If WBEN is (a) running IBOC AND (b) has either a digital injection-level problem, or asymmetrical common point bandwidth in its directional antenna, that can cause the analog signal to have objectionable "pink" noise in back of it as the analog receiver detects the COFDM sidebands along with the desired analog signal.

There are many examples of stations which have had to abandon IBOC because the system demands a highly linear antenna bandwidth - which is often not the case with the prevalence of AM directional systems dating to the 1950s and earlier.
 
It should be easy to determine if WBEN is running IBOC by tuning to 920 or 940 and listen for the hiss. Savage, you should be close enough to make that determination.
 
Just curious, Bob--what might be going wrong with WBEN's array if it is having IBOC-related noise issues while on nighttime DA? And are situations like this fixable without some really nasty, costly retro-fitting?

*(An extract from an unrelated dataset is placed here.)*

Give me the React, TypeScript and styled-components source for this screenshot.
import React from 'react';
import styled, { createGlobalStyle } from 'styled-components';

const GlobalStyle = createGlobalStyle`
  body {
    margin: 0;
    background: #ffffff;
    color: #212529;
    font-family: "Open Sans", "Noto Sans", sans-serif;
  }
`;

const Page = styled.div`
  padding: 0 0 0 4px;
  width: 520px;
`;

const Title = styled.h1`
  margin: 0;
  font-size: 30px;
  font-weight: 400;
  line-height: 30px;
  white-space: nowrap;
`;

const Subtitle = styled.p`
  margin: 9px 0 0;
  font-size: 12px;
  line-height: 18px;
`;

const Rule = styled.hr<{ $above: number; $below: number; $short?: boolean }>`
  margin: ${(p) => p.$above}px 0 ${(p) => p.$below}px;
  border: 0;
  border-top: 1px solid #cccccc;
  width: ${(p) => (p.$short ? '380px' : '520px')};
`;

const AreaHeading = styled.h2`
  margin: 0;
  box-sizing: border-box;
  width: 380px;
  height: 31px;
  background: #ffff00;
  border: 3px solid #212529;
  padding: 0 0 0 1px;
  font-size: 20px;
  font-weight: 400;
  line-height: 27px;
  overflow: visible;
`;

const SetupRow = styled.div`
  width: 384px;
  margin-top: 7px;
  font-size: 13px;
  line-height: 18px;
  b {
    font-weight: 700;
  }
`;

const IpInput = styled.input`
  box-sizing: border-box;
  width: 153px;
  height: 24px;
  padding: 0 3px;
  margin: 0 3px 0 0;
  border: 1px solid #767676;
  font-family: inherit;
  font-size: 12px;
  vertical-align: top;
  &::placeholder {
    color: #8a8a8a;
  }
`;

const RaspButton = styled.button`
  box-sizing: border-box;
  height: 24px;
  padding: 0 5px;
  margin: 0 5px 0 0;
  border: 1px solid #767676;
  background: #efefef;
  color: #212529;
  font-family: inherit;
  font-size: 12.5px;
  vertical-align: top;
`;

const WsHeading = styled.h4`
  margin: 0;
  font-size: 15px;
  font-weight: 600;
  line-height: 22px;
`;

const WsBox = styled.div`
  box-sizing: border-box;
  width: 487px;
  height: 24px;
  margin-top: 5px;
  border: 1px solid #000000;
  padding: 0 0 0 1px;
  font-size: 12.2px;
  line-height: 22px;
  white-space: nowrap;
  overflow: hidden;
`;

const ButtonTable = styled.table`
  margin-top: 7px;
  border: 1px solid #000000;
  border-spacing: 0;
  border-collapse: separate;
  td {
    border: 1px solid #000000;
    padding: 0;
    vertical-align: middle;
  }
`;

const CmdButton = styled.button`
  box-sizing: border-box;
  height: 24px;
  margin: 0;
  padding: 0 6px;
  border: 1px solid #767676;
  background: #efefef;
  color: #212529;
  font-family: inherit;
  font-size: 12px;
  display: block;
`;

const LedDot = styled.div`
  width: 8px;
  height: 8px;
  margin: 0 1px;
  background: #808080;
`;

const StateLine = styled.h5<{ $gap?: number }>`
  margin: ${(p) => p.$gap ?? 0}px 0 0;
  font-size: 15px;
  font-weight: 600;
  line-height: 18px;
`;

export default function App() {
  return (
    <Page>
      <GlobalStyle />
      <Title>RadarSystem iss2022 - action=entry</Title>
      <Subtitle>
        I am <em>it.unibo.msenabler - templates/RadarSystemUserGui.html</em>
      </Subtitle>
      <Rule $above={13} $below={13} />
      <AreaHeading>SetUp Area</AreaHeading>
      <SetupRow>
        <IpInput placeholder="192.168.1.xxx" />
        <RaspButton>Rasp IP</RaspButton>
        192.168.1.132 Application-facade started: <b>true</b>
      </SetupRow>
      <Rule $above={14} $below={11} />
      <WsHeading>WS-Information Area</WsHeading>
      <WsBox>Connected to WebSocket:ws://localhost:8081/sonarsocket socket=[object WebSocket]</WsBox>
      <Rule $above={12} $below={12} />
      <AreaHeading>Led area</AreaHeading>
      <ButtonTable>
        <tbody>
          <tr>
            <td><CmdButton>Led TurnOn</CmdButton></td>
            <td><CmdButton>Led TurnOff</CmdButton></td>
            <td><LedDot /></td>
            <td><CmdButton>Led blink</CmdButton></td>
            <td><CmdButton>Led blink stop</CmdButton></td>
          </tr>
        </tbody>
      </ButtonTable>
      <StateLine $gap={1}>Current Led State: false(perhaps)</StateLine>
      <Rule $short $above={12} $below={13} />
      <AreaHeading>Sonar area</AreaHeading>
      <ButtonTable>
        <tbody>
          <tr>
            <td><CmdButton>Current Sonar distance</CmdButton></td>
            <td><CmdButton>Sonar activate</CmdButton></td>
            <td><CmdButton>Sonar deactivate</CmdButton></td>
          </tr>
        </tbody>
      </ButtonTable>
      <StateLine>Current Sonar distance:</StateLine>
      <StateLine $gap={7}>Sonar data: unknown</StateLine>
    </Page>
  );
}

I know that Grand Island plant's old (it dates to 1940, when it came on line while WBEN was operating on 900, and had to be retuned 30 kHz up the band just the year after it was built). There are a lot of oldies-but-goodies among the regional AM plants on line right now in upstate NY--ours dates from about 1946, it's been substantially rebuilt twice since then, it's in the process of being spec'd out for an IBOC installation itself, and it's a more complex four tower nighttime array (compared with WBEN's simple two-stick operation). This has me a little worried...
 
Len, I'll have to drive west far enough to get away from WBBF (oops, "WROC") on 950 to see wazzup IBOCwise on 940/930/920.

Bob 1370, at the risk of getting pedantic: "Is this situation fixable without really nasty, costly retro-fitting?" The answer to that is "it all depends." The issue is "pattern bandwidth" and related "common point linearity." There doesn't literally have to be anything "wrong" with an AM system in order to have problems with IBOC. Stations with old DAs that have common-point impedance curves that look like pretzels can still sound fine in analog - you might notice, in high signal fields, a kind of "Donald Duck" or single-sideband effect momentarily as you drive through nulls and the carrier drops in relation to the sidebands. This is a minor annoyance in traditional AM listening but can be disastrous with IBOC. If the sidebands and carrier aren't in precise relationship to each other the self-interference problem becomes acute. This is why many stations can't utilize IBOC such as the former WCFL in Chicago on 1000 kHz. "Retrofitting" might require actually tearing the whole array down and starting from scratch, a multimillion-dollar proposition that just isn't worth it.

Would such measures be necessary with Thumpin' 1370? Who knows? Let's see now....as I recall, that array was built by....Gordon P. Brown!! All I can say is: Be Big, Be A Builder!
 
Savage said:
I'll have to drive west far enough to get away from WBBF (oops, "WROC") on 950 to see wazzup IBOCwise on 940/930/920.
Save your gas, Bob. WBEN isn't running IBOC. Word is the sizzle was the result of STL issues.
 
Thanks for the tip, Nine. Bob 1370, the original postwar WSAY array you're referring to was built using a three-tower inline configuration (the station was originally 1kw when it moved to 1370.) The four-tower parallelogram that WXXI-AM uses today was built in 1954, when the station cranked up 5kw. The RCA BTA-5H WXXI-AM still uses for a backup was bought by GPB then.

I am told - think it was from Fybush - that you can still see the eastern tower pier from the original 3-tower setup buried in woodsy brush to the east of the French Road facility.
 
Yes, the problem with WBEN was interference to the STL and a slightly misaligned dish. And no, WBEN is not running IBOC at this time.